Monday, April 27, 2009

Japan vs Amsterdam

hey all,

So various people have been asking me about Europe/Amsterdam, and it began to dawn on me that Japan and Europe/Amsterdam are actually pretty similar in some ways.

  1. Businesspeople on bikes
  2. The prevalence of traveling by biking
  3. The type of bikes used (heavy, old-fashioned granny style)
  4. The quality (generally very high) and ubiquity of public transport
  5. Train stations have so many shops and so many types of shops they are basically malls
  6. The centrality of the train station to navigation, cost of housing (houses closer to train station are more expensive), and shopping (a halo of shops surrounds each train station, growing less dense the further away from it you go)
  7. The general rarity of clearly visible tattoos
  8. The status of fashion/being fashionable (many not-gay guys can be seen carrying around Louis Vuitton purses)
  9. The generally high cost of living
  10. The difficulty in finding towels (when I moved to Amsterdam, and when I moved to Japan, I didn't bring any towels, so I had to find a store that sold them. In Amsterdam, I had to walk for 45 minutes to get to an Aldi, and they only had these hand towels. Same deal in Japan: I bought some at a 100 Yen shop, but they are small and thin. Of course, since then, I've seen about 3 places to buy awesome thick, full-sized towels, but they cost the same as 1/5 of 1 month's rent.)
Of course, there are some blatant differences. In Amsterdam, the sex and drug trade are regulated and mostly legal. In Japan, both are illegal, but the sex trade seems to be tolerated to some extent. In most places in Europe, I had no trouble finding my way around or ordering things from a menu, because even if I mispronounce something, I can still read the letters.
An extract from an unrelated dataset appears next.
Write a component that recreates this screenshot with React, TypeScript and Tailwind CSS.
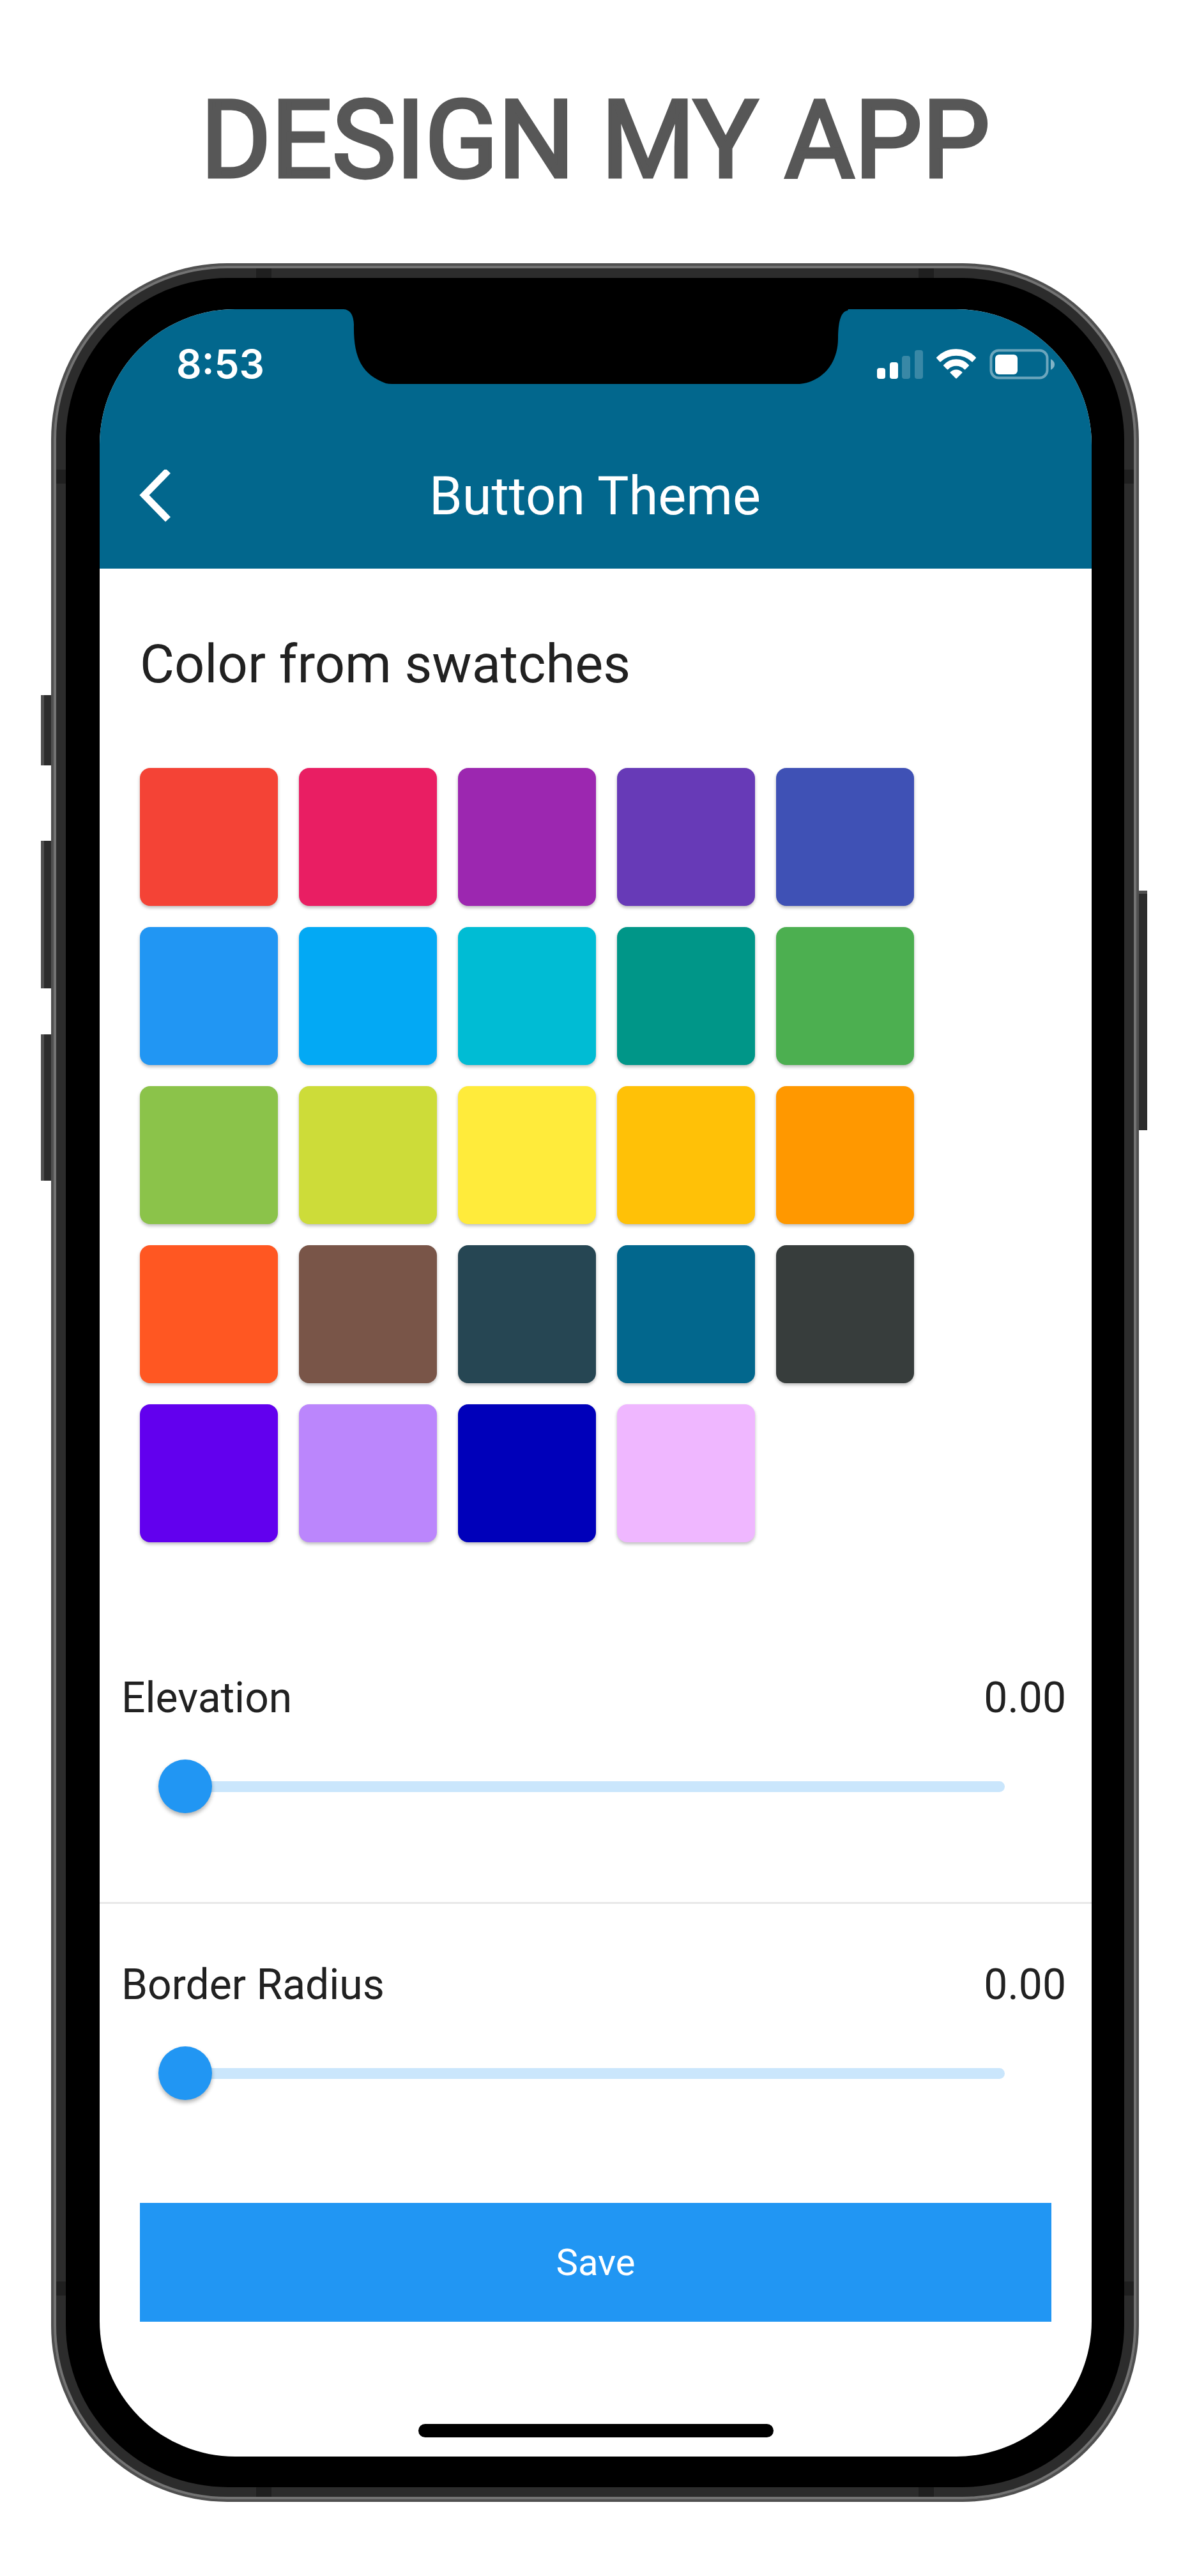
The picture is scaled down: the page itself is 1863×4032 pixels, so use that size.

In Japan, unless the menu is written in English or in hiragana or katakana (the two phonetic alphabets that Japanese uses) I just get to point and say "Kore-o onegaishimasu." (Please give me this, I'll have this, etc.) In Holland, I'm really short, but in Japan, I'm almost average: there are some guys and a few women who tower over me, but for the most part I don't stick out too much.

One of the really weird things is that you see a ridiculous number of decrepit old people in Japan, which I've never seen in Europe or America. The thing that gets me is their backs: their legs come up straight from the ground, but then their upper body is almost parallel to the ground. Even if they could straighten their backs, they'd still only be 4'6".